Pour Roel Deseyn, député fédéral et conseiller communal à Courtrai - CD&V, il est inconcevable de conserver un tel système. Selon lui, cette différence de traitement relève de l'inégalité. "Les temps ont beaucoup changé. On demande des efforts de presque tout le monde. On peut faire des efforts en tant qu’autorités publiques pour certains secteurs mais être si généreux, ce n’est plus de nos temps. Le système des cotisations sociales extrêmement basses a été conçu dans les années 70 dans un tout autre contexte, dans un temps où les primes étaient plutôt en nature", affirme-t-il. 

Aujourd'hui, le salaire fictif d'un joueur professionnel est estimé à 2.281 euros. Les cotisations dont ces joueurs sont redevables sont plafonnées à 868 euros par mois. Pourtant, le salaire fictif est environ 10 fois moins élevé que le salaire moyen, d'où la volonté de certains politiques d'augmenter le montant de leurs cotisations sociales. 

"Avec un salaire moyen, en première division de quelques 330.000 euros par an brut, je pense qu’il y a encore un peu de marges pour payer correctement les cotisations sociales. C’est ce que l’on attend de tous les Belges d’ailleurs", assure Roel Deseyn. 

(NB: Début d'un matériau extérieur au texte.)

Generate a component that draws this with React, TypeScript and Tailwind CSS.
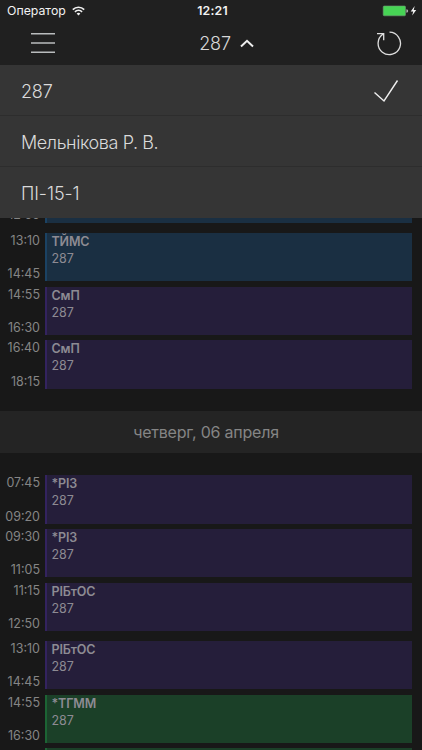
type Tone = 'blue' | 'purple' | 'green';

interface Lesson {
  start: string;
  end: string;
  title: string;
  tone: Tone;
  height: string;
  gap: string;
}

const tones: Record<Tone, string> = {
  blue: 'bg-[#1a2f42] border-[#1b4263]',
  purple: 'bg-[#251e3a] border-[#33235f]',
  green: 'bg-[#1b4028] border-[#1c6434]',
};

const wednesday: Lesson[] = [
  { start: '13:10', end: '14:45', title: 'ТЙМС', tone: 'blue', height: 'h-[48px]', gap: 'mt-[10px]' },
  { start: '14:55', end: '16:30', title: 'СмП', tone: 'purple', height: 'h-[48px]', gap: 'mt-[6px]' },
  { start: '16:40', end: '18:15', title: 'СмП', tone: 'purple', height: 'h-[49px]', gap: 'mt-[5px]' },
];

const thursday: Lesson[] = [
  { start: '07:45', end: '09:20', title: '*РІЗ', tone: 'purple', height: 'h-[49px]', gap: 'mt-[22px]' },
  { start: '09:30', end: '11:05', title: '*РІЗ', tone: 'purple', height: 'h-[48px]', gap: 'mt-[5px]' },
  { start: '11:15', end: '12:50', title: 'РІБтОС', tone: 'purple', height: 'h-[48px]', gap: 'mt-[6px]' },
  { start: '13:10', end: '14:45', title: 'РІБтОС', tone: 'purple', height: 'h-[48px]', gap: 'mt-[10px]' },
  { start: '14:55', end: '16:30', title: '*ТГММ', tone: 'green', height: 'h-[48px]', gap: 'mt-[6px]' },
];

const choices = [
  { label: '287', tracking: 'tracking-[-0.2px]' },
  { label: 'Мельнікова Р. В.', tracking: 'tracking-[-0.4px]' },
  { label: 'ПІ-15-1', tracking: 'tracking-[-0.1px]' },
];

function LessonRow({ lesson }: { lesson: Lesson }) {
  return (
    <div className={`flex shrink-0 pr-[10.5px] ${lesson.height} ${lesson.gap}`}>
      <div className="flex w-[45px] flex-col justify-between pr-[5px] text-right text-[12.5px] leading-[15px] text-[#858585]">
        <span>{lesson.start}</span>
        <span>{lesson.end}</span>
      </div>
      <div className={`flex-1 border-l-2 pl-[4.5px] text-[12.5px] text-[#8d8b93] ${tones[lesson.tone]}`}>
        <div className="h-[17px] font-semibold leading-[17px] tracking-[-0.15px]">{lesson.title}</div>
        <div className="h-[18px] leading-[18px]">287</div>
      </div>
    </div>
  );
}

function StatusBar() {
  return (
    <div className="flex h-[22px] items-center pl-[7px] pr-[4px] text-[12.3px] text-[#f2f2f2]">
      <div className="flex flex-1 items-center gap-[6px]">
        <span>Оператор</span>
        <svg width="13" height="10" viewBox="0 0 13 10" fill="none" stroke="#f2f2f2" strokeWidth="1.6">
          <path d="M0.8 3.6C4 0.4 9 0.4 12.2 3.6M2.9 5.8C5 3.8 8 3.8 10.1 5.8" />
          <path d="M6.5 9.5L4.6 7.5Q6.5 6 8.4 7.5Z" fill="#f2f2f2" stroke="none" />
        </svg>
      </div>
      <span className="font-semibold tracking-[0.2px]">12:21</span>
      <div className="flex flex-1 items-center justify-end">
        <svg width="36" height="12" viewBox="0 0 36 12">
          <rect x="1.2" y="1" width="22.3" height="9.8" rx="1" fill="#47d455" stroke="#6f9773" strokeWidth=".6" />
          <path d="M24.4 4.2Q26.2 4.5 26.2 6T24.4 7.8Z" fill="#b0b0b0" />
          <path d="M32.7 1L28.7 6.5H31.2L30.2 10.4L34.2 5H31.7Z" fill="#f5f5f5" />
        </svg>
      </div>
    </div>
  );
}

export default function App() {
  return (
    <div className="flex h-[750px] w-[422px] flex-col overflow-hidden bg-[#181818] font-['Inter','Noto_Sans',sans-serif]">
      <header className="h-[65px] shrink-0 bg-[#202020]">
        <StatusBar />
        <div className="flex h-[43px] items-center justify-between pl-[30px] pr-[19px]">
          <svg className="mb-[2px]" width="26" height="22" viewBox="0 0 26 22" stroke="#b9bcbd" strokeWidth="1.4">
            <path d="M1 1.8H25M1 11H25M1 20.2H25" />
          </svg>
          <div className="flex items-center gap-[9px] pl-[22px] text-[18px] font-light tracking-[-0.2px] text-[#d8d8d8]">
            <span>287</span>
            <svg width="14" height="9" viewBox="0 0 14 9" fill="none" stroke="#eeeeee" strokeWidth="2">
              <path d="M1 7.5L7 1.8L13 7.5" />
            </svg>
          </div>
          <svg className="mb-[2px]" width="28" height="26" viewBox="0 0 28 26" fill="none" stroke="#dedede" strokeWidth="1.3">
            <path d="M14.5 2.2A11.2 11.2 0 1 1 8.2 4M2 3.6H8.7V10.3" />
          </svg>
        </div>
      </header>

      <ul className="h-[153px] shrink-0 bg-[#353535] text-[18px] font-light text-[#dadada]">
        {choices.map((choice, i) => (
          <li
            key={choice.label}
            className="flex h-[51px] items-center justify-between border-b border-[#2d2d2d] pl-[21px] pr-[23px] pt-[2px] last:border-[#353535]"
          >
            <span className={choice.tracking}>{choice.label}</span>
            {i === 0 && (
              <svg width="26" height="24" viewBox="0 0 26 24" fill="none" stroke="#efefef" strokeWidth="1.4">
                <path d="M1.5 13.5L11 22L24.5 1.5" />
              </svg>
            )}
          </li>
        ))}
      </ul>

      <main className="flex min-h-0 flex-1 flex-col overflow-hidden">
        <div className="flex h-[5px] shrink-0 items-end overflow-hidden pr-[10.5px]">
          <div className="h-[8px] w-[45px] shrink-0 pr-[5px] text-right text-[12.5px] leading-[0px] text-[#858585]">12:50</div>
          <div className="h-full flex-1 border-l-2 border-[#1b4263] bg-[#1a2f42]" />
        </div>
        {wednesday.map((lesson) => (
          <LessonRow key={lesson.start} lesson={lesson} />
        ))}
        <h2 className="mt-[22px] flex h-[42px] shrink-0 items-center justify-center bg-[#242424] pr-[10px] text-[16px] tracking-[-0.22px] text-[#858585]">
          четверг, 06 апреля
        </h2>
        {thursday.map((lesson) => (
          <LessonRow key={lesson.start} lesson={lesson} />
        ))}
        <div className="mt-[5px] flex h-[10px] shrink-0 pl-[45px] pr-[10.5px]">
          <div className="flex-1 border-l-2 border-[#1c6434] bg-[#1b4028]" />
        </div>
      </main>
    </div>
  );
}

"La cohésion sociale que nous créons n’a pas de prix"

Face à lui, Pierre François, administrateur-délégué de la Pro League, justifie un tel système. "Je représente un secteur qui a pour particularité de ne pas connaître de délocalisation, de ne distribuer aucun dividende. Enfin, nous sommes dans un secteur qui ne se résume pas à une activité économique", note-t-il. 

Pour argumenter de tels propos, Pierre François s'appuie sur un rapport réalisé par le consultant belge Deloitte. "Deloitte, a sorti un rapport qui met en évidence qui ne créons 3239 emplois et que nous avons la charge de 11.000 jeunes. Cette cohésion sociale que nous créons n’a pas de prix", précise-t-il sur le plateau de l'émission dominicale".


La Belgique a-t-elle les moyens de revenir sur ce système? 

Le journaliste Christophe Giltay revient sur les tenants et aboutissants d'un tel système. "La problématique de fond est surtout dans la concurrence avec les autres pays. Est-ce qu’on a les moyens dans un pays comme la Belgique de continuer à avoir un championnat de division 1 de bon niveau. Si on applique les mêmes règles de cotisations sociales ou d’impôts aux joueurs, ils vont aller jouer ailleurs. Derrière tout ça, il y sans doute un peu d’hypocrisie et de cynisme. On se voile un peu la face parce qu’on se doute bien que si ce système existe c’est parce qu’il y a d’autres causes", explique-t-il. 

L'administrateur-délégué de la Pro League Pierre François se dit prêt à "ouvrir le dialogue" tout en sachant que le débat est très sensible. "Il fut un temps où les hommes politiques se bousculaient pour se montrer accompagnant les club de football professionnels. Je l’ai vécu. Aujourd’hui, j’ai le sentiment, surtout du côté du nord du pays, que les choses sont inversées et qu’il devient plus populaire de vouloir s’en prendre à ce secteur en mettant en évidence des salaires qui sont la partie supérieure d’un iceberg. Il y a dans toutes les fédérations de tels salaires pour attirer. Je suis prêt à ouvrir le dialogue et justifier ce que nous donnons et ce que nous justifions pouvoir recevoir", conclut-il.